Thursday, 23 February 2012

The almond tree blossoms

In Israel flowers bloom all year, in the cold and rainy season as well as in the burning heat of summer. Even the months of January and February provide us with, amongst other flowers, the beautiful red anemone which grows wild in some parts of the country. The anemone is called Calanit in Hebrew, from the word "Cala כלה" which means "bride". The Calanit supposedly earned its name because of its beauty and majesty, evoking a bride on her wedding day. January and February also see the almond tree, the first fruit tree in Israel to wake from its winter 'sleep', bearing its pinkish white blossoms on a naked, leafless stem.
We've had a very wet winter. The month of January saw the highest number of rainy days in one month on record. It's a good thing though. The rains have raised the water-level of the Kinneret (The Sea of Galilee), Israel's major reservoir of fresh water, which desperately needs to recoup its losses after a decade of drought. Of course the rain also helps the anemone and almond trees bloom.
We recently celebrated the holiday of Tu B'Shevat, the day that trees come of age according to Jewish law, and, as if by magic, the almond trees burst into flower just in time for the holiday. The almond tree doesn’t mind the cold of January and blooms incredible white flowers before the majority of other trees begin to bloom. Referred to in the Bible as the Shaked, meaning 'hasten', the almond tree, first planted in the country by the Jewish National Fund over 100 years ago and now found all over Israel, is a welcome reminder that spring is just around the corner. The pink and white flowers turn into leaves and finally give way to almonds in just a few months.
In between the rain we recently managed a quick trip to our local beauty spot and archaeological site, Titura Hill, which I have previously blogged about here. It was still a little early for the anemones or cyclamen but the aforementioned almond trees were just beginning to bloom and the kids and I had a wonderful time wandering along the paths, searching for interesting rocks, sticks and everything else that makes a trip into the countryside - even one literally on our doorstep - a lot of fun!

5 comments:

Miss Val's Creations said...

Beautiful photos.
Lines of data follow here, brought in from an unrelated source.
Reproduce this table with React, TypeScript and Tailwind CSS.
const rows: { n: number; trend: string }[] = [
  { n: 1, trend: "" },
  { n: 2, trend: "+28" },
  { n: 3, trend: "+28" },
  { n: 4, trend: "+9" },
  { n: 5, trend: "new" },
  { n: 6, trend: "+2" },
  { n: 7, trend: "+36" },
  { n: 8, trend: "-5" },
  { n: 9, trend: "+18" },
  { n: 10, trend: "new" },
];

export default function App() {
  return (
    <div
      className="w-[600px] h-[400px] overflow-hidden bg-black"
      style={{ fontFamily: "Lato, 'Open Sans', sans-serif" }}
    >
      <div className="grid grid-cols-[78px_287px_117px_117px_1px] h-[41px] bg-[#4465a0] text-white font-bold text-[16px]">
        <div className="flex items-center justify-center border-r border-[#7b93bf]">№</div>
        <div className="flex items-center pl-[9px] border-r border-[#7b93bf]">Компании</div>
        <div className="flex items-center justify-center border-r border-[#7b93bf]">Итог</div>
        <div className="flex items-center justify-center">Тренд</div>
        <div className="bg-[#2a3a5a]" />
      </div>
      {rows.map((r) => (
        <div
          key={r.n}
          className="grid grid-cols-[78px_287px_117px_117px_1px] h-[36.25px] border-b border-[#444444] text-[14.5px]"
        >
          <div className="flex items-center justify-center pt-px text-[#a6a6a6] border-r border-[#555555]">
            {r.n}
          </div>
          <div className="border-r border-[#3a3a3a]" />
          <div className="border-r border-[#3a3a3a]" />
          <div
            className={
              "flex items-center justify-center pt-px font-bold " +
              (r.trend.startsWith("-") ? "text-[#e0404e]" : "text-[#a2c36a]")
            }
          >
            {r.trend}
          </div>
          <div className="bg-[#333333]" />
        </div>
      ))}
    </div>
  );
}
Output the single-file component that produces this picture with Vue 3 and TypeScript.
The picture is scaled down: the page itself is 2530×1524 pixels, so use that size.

I always enjoy reading about nature in other parts of the world. Our plants and trees are dead in the winter so I can only imagine how wonderful it is to see blooms all year round!

Ann said...

How lovely to think of almond trees blooming right now. I agree with Miss Val... flowers all year round must be such a treat.

Meeling said...

Lovely photos Lisa!! I love trees in bloom. Our jasmine which climbs all over our stone wall in the backyard is just about to bloom...I can't wait, it's so pretty and smells heavenly!

Thanks for sharing!

Francoise said...

As usual some great photos. I really enjoy reading all the notes and details you give about your photos. I do remember lots of red Hibiscus bushes outside our front door but I cannot remember what time of year it was!
You might be able to put me right...
Françoise

Robin said...

Have you been up to Titura lately? The anemones and cyclamen are out in full force now :).

I don't know about you, but as the hail and rain beats down on my roof tonight I'm having trouble remembering why all this rain is a good thing...

It's the flowers. The flowers will be spectacular. I won't see it, because I'll be underwater, but at least the distant view will be green and lush. Right???